┏━━

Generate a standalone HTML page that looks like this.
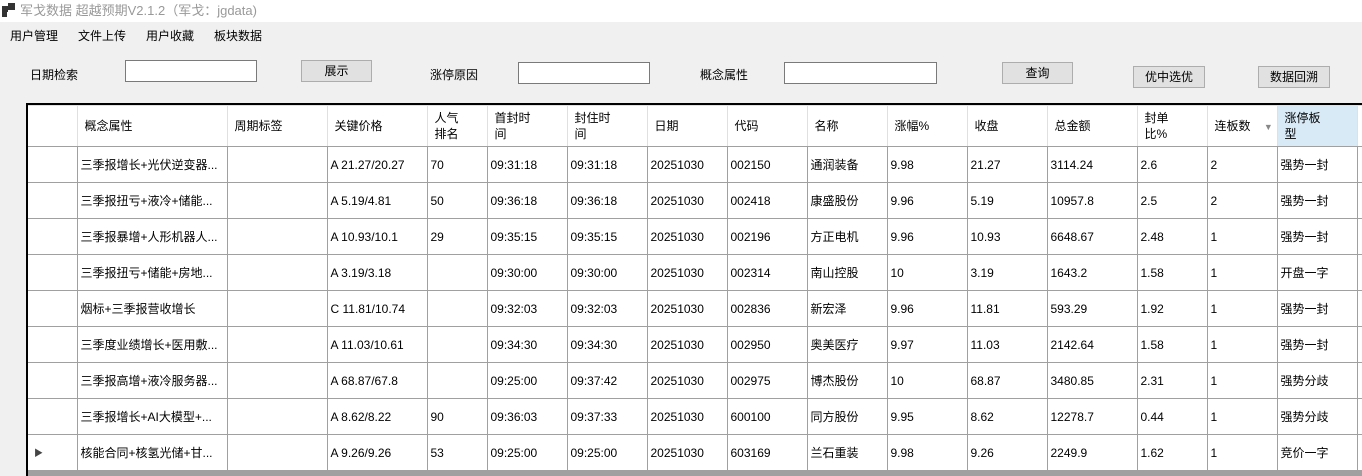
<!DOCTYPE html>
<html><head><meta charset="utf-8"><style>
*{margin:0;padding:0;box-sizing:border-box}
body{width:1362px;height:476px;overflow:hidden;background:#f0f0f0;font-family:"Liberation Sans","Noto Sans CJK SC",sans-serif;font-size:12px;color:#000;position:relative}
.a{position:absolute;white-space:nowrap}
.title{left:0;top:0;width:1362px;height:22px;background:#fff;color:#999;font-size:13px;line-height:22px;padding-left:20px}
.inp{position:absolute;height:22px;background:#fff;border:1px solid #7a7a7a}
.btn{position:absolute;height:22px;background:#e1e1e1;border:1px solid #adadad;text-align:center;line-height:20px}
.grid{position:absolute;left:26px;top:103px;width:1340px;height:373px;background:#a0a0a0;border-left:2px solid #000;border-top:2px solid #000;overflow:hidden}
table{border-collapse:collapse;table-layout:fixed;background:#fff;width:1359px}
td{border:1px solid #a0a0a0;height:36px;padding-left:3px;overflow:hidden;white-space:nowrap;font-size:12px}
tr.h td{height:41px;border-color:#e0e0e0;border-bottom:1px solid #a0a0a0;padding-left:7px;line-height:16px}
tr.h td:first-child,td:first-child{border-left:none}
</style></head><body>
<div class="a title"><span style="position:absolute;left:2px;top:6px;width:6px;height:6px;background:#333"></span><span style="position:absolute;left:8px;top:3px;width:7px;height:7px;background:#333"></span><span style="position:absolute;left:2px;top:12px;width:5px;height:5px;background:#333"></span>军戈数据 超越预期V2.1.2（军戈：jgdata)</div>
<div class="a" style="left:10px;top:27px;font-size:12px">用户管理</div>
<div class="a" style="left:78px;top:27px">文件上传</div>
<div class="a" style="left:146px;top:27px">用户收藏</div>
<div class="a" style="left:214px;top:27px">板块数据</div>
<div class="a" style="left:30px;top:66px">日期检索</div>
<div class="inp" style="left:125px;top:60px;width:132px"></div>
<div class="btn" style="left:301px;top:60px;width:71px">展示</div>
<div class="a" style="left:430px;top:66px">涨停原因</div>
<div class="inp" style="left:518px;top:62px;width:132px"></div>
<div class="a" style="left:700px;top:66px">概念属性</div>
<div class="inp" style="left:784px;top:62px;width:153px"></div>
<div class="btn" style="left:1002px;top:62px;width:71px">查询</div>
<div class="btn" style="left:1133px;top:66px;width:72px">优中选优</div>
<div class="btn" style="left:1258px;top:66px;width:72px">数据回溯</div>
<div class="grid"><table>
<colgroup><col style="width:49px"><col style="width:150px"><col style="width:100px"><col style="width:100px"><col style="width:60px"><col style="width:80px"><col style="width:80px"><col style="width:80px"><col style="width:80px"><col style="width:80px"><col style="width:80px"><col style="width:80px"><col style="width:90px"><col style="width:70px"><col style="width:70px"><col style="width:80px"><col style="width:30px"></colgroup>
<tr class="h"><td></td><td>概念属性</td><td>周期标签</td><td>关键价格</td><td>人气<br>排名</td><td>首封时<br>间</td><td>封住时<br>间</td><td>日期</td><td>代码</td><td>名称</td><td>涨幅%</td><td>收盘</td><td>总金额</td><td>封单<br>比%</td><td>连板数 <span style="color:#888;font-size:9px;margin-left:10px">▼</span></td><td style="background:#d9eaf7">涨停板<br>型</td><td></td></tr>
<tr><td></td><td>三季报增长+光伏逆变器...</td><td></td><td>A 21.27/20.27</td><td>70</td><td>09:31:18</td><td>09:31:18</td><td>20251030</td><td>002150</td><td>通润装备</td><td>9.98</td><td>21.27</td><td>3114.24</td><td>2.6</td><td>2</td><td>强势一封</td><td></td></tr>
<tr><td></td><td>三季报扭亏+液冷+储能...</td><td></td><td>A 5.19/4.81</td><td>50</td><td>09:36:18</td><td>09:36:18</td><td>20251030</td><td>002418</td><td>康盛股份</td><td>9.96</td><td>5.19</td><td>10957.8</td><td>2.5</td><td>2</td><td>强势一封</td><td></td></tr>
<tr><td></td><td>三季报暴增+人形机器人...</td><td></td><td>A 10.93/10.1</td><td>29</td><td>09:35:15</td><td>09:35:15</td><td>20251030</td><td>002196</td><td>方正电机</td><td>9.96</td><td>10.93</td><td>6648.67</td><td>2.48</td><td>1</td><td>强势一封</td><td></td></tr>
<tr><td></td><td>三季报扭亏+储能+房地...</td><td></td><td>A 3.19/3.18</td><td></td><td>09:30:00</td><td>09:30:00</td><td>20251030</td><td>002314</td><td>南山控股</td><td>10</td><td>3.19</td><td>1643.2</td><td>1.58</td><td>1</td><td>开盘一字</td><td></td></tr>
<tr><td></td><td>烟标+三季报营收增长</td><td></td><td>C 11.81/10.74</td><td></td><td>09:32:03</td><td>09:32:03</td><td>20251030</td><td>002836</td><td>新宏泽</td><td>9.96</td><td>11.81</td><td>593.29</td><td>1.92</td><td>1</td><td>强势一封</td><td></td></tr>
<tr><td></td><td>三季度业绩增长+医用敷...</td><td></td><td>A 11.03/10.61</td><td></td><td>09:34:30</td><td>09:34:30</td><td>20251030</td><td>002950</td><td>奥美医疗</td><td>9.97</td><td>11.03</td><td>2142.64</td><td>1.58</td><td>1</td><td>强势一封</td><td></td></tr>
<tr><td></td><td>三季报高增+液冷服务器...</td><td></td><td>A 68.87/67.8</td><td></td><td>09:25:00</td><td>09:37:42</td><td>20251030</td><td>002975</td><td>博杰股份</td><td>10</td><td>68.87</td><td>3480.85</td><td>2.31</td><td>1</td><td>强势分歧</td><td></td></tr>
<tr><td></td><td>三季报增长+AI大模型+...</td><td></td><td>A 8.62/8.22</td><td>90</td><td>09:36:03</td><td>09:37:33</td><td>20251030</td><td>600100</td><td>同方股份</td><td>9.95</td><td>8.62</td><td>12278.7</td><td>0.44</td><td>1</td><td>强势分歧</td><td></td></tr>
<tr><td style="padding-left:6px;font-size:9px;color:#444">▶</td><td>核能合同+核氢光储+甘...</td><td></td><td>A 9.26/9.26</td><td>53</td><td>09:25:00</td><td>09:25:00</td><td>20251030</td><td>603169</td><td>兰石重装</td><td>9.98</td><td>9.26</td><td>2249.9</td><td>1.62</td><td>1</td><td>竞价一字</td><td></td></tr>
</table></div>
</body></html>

┗━━

All of the data needs repeating exactly, but the pictures do not.

Generate a standalone HTML page that looks like this.
<!DOCTYPE html>
<html><head><meta charset="utf-8"><style>
*{margin:0;padding:0;box-sizing:border-box}
body{width:1362px;height:476px;overflow:hidden;background:#f0f0f0;font-family:"Liberation Sans","Noto Sans CJK SC",sans-serif;font-size:12px;color:#000;position:relative}
.a{position:absolute;white-space:nowrap}
.title{left:0;top:0;width:1362px;height:22px;background:#fff;color:#999;font-size:13px;line-height:22px;padding-left:20px}
.inp{position:absolute;height:22px;background:#fff;border:1px solid #7a7a7a}
.btn{position:absolute;height:22px;background:#e1e1e1;border:1px solid #adadad;text-align:center;line-height:20px}
.grid{position:absolute;left:26px;top:103px;width:1340px;height:373px;background:#a0a0a0;border-left:2px solid #000;border-top:2px solid #000;overflow:hidden}
table{border-collapse:collapse;table-layout:fixed;background:#fff;width:1359px}
td{border:1px solid #a0a0a0;height:36px;padding-left:3px;overflow:hidden;white-space:nowrap;font-size:12px}
tr.h td{height:41px;border-color:#e0e0e0;border-bottom:1px solid #a0a0a0;padding-left:7px;line-height:16px}
tr.h td:first-child,td:first-child{border-left:none}
</style></head><body>
<div class="a title"><span style="position:absolute;left:2px;top:6px;width:6px;height:6px;background:#333"></span><span style="position:absolute;left:8px;top:3px;width:7px;height:7px;background:#333"></span><span style="position:absolute;left:2px;top:12px;width:5px;height:5px;background:#333"></span>军戈数据 超越预期V2.1.2（军戈：jgdata)</div>
<div class="a" style="left:10px;top:27px;font-size:12px">用户管理</div>
<div class="a" style="left:78px;top:27px">文件上传</div>
<div class="a" style="left:146px;top:27px">用户收藏</div>
<div class="a" style="left:214px;top:27px">板块数据</div>
<div class="a" style="left:30px;top:66px">日期检索</div>
<div class="inp" style="left:125px;top:60px;width:132px"></div>
<div class="btn" style="left:301px;top:60px;width:71px">展示</div>
<div class="a" style="left:430px;top:66px">涨停原因</div>
<div class="inp" style="left:518px;top:62px;width:132px"></div>
<div class="a" style="left:700px;top:66px">概念属性</div>
<div class="inp" style="left:784px;top:62px;width:153px"></div>
<div class="btn" style="left:1002px;top:62px;width:71px">查询</div>
<div class="btn" style="left:1133px;top:66px;width:72px">优中选优</div>
<div class="btn" style="left:1258px;top:66px;width:72px">数据回溯</div>
<div class="grid"><table>
<colgroup><col style="width:49px"><col style="width:150px"><col style="width:100px"><col style="width:100px"><col style="width:60px"><col style="width:80px"><col style="width:80px"><col style="width:80px"><col style="width:80px"><col style="width:80px"><col style="width:80px"><col style="width:80px"><col style="width:90px"><col style="width:70px"><col style="width:70px"><col style="width:80px"><col style="width:30px"></colgroup>
<tr class="h"><td></td><td>概念属性</td><td>周期标签</td><td>关键价格</td><td>人气<br>排名</td><td>首封时<br>间</td><td>封住时<br>间</td><td>日期</td><td>代码</td><td>名称</td><td>涨幅%</td><td>收盘</td><td>总金额</td><td>封单<br>比%</td><td>连板数 <span style="color:#888;font-size:9px;margin-left:10px">▼</span></td><td style="background:#d9eaf7">涨停板<br>型</td><td></td></tr>
<tr><td></td><td>三季报增长+光伏逆变器...</td><td></td><td>A 21.27/20.27</td><td>70</td><td>09:31:18</td><td>09:31:18</td><td>20251030</td><td>002150</td><td>通润装备</td><td>9.98</td><td>21.27</td><td>3114.24</td><td>2.6</td><td>2</td><td>强势一封</td><td></td></tr>
<tr><td></td><td>三季报扭亏+液冷+储能...</td><td></td><td>A 5.19/4.81</td><td>50</td><td>09:36:18</td><td>09:36:18</td><td>20251030</td><td>002418</td><td>康盛股份</td><td>9.96</td><td>5.19</td><td>10957.8</td><td>2.5</td><td>2</td><td>强势一封</td><td></td></tr>
<tr><td></td><td>三季报暴增+人形机器人...</td><td></td><td>A 10.93/10.1</td><td>29</td><td>09:35:15</td><td>09:35:15</td><td>20251030</td><td>002196</td><td>方正电机</td><td>9.96</td><td>10.93</td><td>6648.67</td><td>2.48</td><td>1</td><td>强势一封</td><td></td></tr>
<tr><td></td><td>三季报扭亏+储能+房地...</td><td></td><td>A 3.19/3.18</td><td></td><td>09:30:00</td><td>09:30:00</td><td>20251030</td><td>002314</td><td>南山控股</td><td>10</td><td>3.19</td><td>1643.2</td><td>1.58</td><td>1</td><td>开盘一字</td><td></td></tr>
<tr><td></td><td>烟标+三季报营收增长</td><td></td><td>C 11.81/10.74</td><td></td><td>09:32:03</td><td>09:32:03</td><td>20251030</td><td>002836</td><td>新宏泽</td><td>9.96</td><td>11.81</td><td>593.29</td><td>1.92</td><td>1</td><td>强势一封</td><td></td></tr>
<tr><td></td><td>三季度业绩增长+医用敷...</td><td></td><td>A 11.03/10.61</td><td></td><td>09:34:30</td><td>09:34:30</td><td>20251030</td><td>002950</td><td>奥美医疗</td><td>9.97</td><td>11.03</td><td>2142.64</td><td>1.58</td><td>1</td><td>强势一封</td><td></td></tr>
<tr><td></td><td>三季报高增+液冷服务器...</td><td></td><td>A 68.87/67.8</td><td></td><td>09:25:00</td><td>09:37:42</td><td>20251030</td><td>002975</td><td>博杰股份</td><td>10</td><td>68.87</td><td>3480.85</td><td>2.31</td><td>1</td><td>强势分歧</td><td></td></tr>
<tr><td></td><td>三季报增长+AI大模型+...</td><td></td><td>A 8.62/8.22</td><td>90</td><td>09:36:03</td><td>09:37:33</td><td>20251030</td><td>600100</td><td>同方股份</td><td>9.95</td><td>8.62</td><td>12278.7</td><td>0.44</td><td>1</td><td>强势分歧</td><td></td></tr>
<tr><td style="padding-left:6px;font-size:9px;color:#444">▶</td><td>核能合同+核氢光储+甘...</td><td></td><td>A 9.26/9.26</td><td>53</td><td>09:25:00</td><td>09:25:00</td><td>20251030</td><td>603169</td><td>兰石重装</td><td>9.98</td><td>9.26</td><td>2249.9</td><td>1.62</td><td>1</td><td>竞价一字</td><td></td></tr>
</table></div>
</body></html>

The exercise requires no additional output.